Lines of data:
- - - - -

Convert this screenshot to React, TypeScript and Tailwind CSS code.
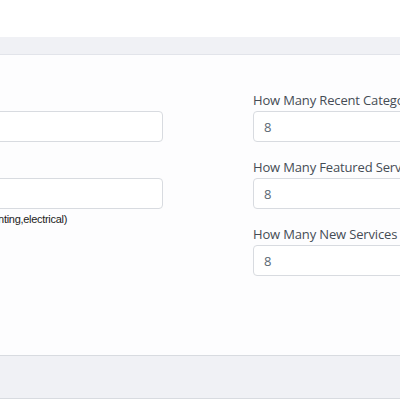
/**
 * Settings card: home page counts form (cropped view).
 */

const RIGHT_FIELDS = [
  { label: "How Many Recent Categories In Home Page", value: "8" },
  { label: "How Many Featured Services In Home Page", value: "8" },
  { label: "How Many New Services In Home Page", value: "8" },
];

const labelCls =
  "block h-[21px] text-[13px] leading-[21px] tracking-[-0.15px] text-[#454c55] whitespace-nowrap";
const inputCls =
  "block w-full h-[31px] px-[10px] rounded-[4px] border border-[#d8dbe0] bg-white text-[13px] text-[#5c6873] focus:outline-none";

export default function App() {
  return (
    <div
      className="w-[400px] h-[400px] overflow-hidden bg-white"
      style={{ fontFamily: '"Open Sans", "Noto Sans", sans-serif' }}
    >
      <div className="h-[37px]" />

      {/* Card */}
      <div className="bg-white border-b border-[#d8dbe0]">
        {/* Header */}
        <div className="h-[18px] bg-[#f0f1f5] border-b border-[#e2e4ea]" />

        {/* Body */}
        <div className="h-[300px] bg-[#fdfdfe] pt-[35px] overflow-hidden">
          <div className="flex gap-[90px] -ml-[230px] w-[800px]">
            {/* Left column */}
            <div className="w-[393px] shrink-0 flex flex-col">
              <div className="mb-[15px]">
                <label className={labelCls}>Site Name</label>
                <input className={inputCls} defaultValue="" />
              </div>
              <div>
                <label className={labelCls}>Keywords</label>
                <input className={inputCls} defaultValue="" />
                <p
                  className="mt-[1px] w-[297px] text-right text-[11px] leading-[18px] tracking-[-0.3px] text-[#222] whitespace-nowrap"
                  style={{ fontFamily: '"Liberation Sans", Arial, sans-serif' }}
                >
                  Separate by comma (ex: plumbing,painting,electrical)
                </p>
              </div>
            </div>

            {/* Right column */}
            <div className="w-[300px] shrink-0 flex flex-col gap-[15px]">
              {RIGHT_FIELDS.map((f) => (
                <div key={f.label}>
                  <label className={labelCls}>{f.label}</label>
                  <input className={inputCls} defaultValue={f.value} />
                </div>
              ))}
            </div>
          </div>
        </div>

        {/* Footer */}
        <div className="h-[43px] bg-[#f0f1f5] border-t border-[#d8dbe0]" />
      </div>
    </div>
  );
}
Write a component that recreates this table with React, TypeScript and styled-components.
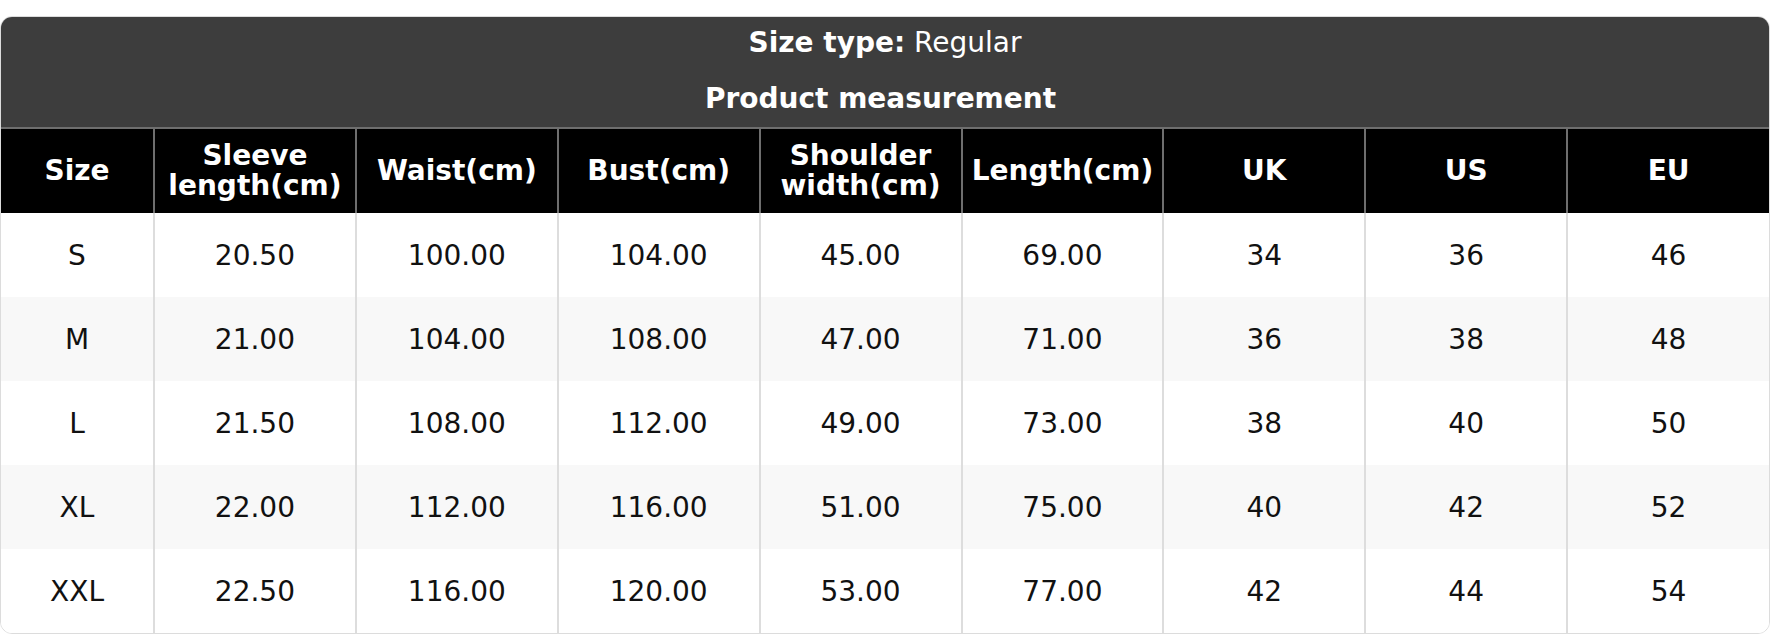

- - - - -

WHAT THE TASK ASKS:
Leaving the pictures aside, transcribe the entire listing exactly.

THE COMPLETED TASK:
Convert this screenshot to React, TypeScript and Tailwind CSS code.
/**
 * Settings card: home page counts form (cropped view).
 */

const RIGHT_FIELDS = [
  { label: "How Many Recent Categories In Home Page", value: "8" },
  { label: "How Many Featured Services In Home Page", value: "8" },
  { label: "How Many New Services In Home Page", value: "8" },
];

const labelCls =
  "block h-[21px] text-[13px] leading-[21px] tracking-[-0.15px] text-[#454c55] whitespace-nowrap";
const inputCls =
  "block w-full h-[31px] px-[10px] rounded-[4px] border border-[#d8dbe0] bg-white text-[13px] text-[#5c6873] focus:outline-none";

export default function App() {
  return (
    <div
      className="w-[400px] h-[400px] overflow-hidden bg-white"
      style={{ fontFamily: '"Open Sans", "Noto Sans", sans-serif' }}
    >
      <div className="h-[37px]" />

      {/* Card */}
      <div className="bg-white border-b border-[#d8dbe0]">
        {/* Header */}
        <div className="h-[18px] bg-[#f0f1f5] border-b border-[#e2e4ea]" />

        {/* Body */}
        <div className="h-[300px] bg-[#fdfdfe] pt-[35px] overflow-hidden">
          <div className="flex gap-[90px] -ml-[230px] w-[800px]">
            {/* Left column */}
            <div className="w-[393px] shrink-0 flex flex-col">
              <div className="mb-[15px]">
                <label className={labelCls}>Site Name</label>
                <input className={inputCls} defaultValue="" />
              </div>
              <div>
                <label className={labelCls}>Keywords</label>
                <input className={inputCls} defaultValue="" />
                <p
                  className="mt-[1px] w-[297px] text-right text-[11px] leading-[18px] tracking-[-0.3px] text-[#222] whitespace-nowrap"
                  style={{ fontFamily: '"Liberation Sans", Arial, sans-serif' }}
                >
                  Separate by comma (ex: plumbing,painting,electrical)
                </p>
              </div>
            </div>

            {/* Right column */}
            <div className="w-[300px] shrink-0 flex flex-col gap-[15px]">
              {RIGHT_FIELDS.map((f) => (
                <div key={f.label}>
                  <label className={labelCls}>{f.label}</label>
                  <input className={inputCls} defaultValue={f.value} />
                </div>
              ))}
            </div>
          </div>
        </div>

        {/* Footer */}
        <div className="h-[43px] bg-[#f0f1f5] border-t border-[#d8dbe0]" />
      </div>
    </div>
  );
}
Write a component that recreates this table with React, TypeScript and styled-components.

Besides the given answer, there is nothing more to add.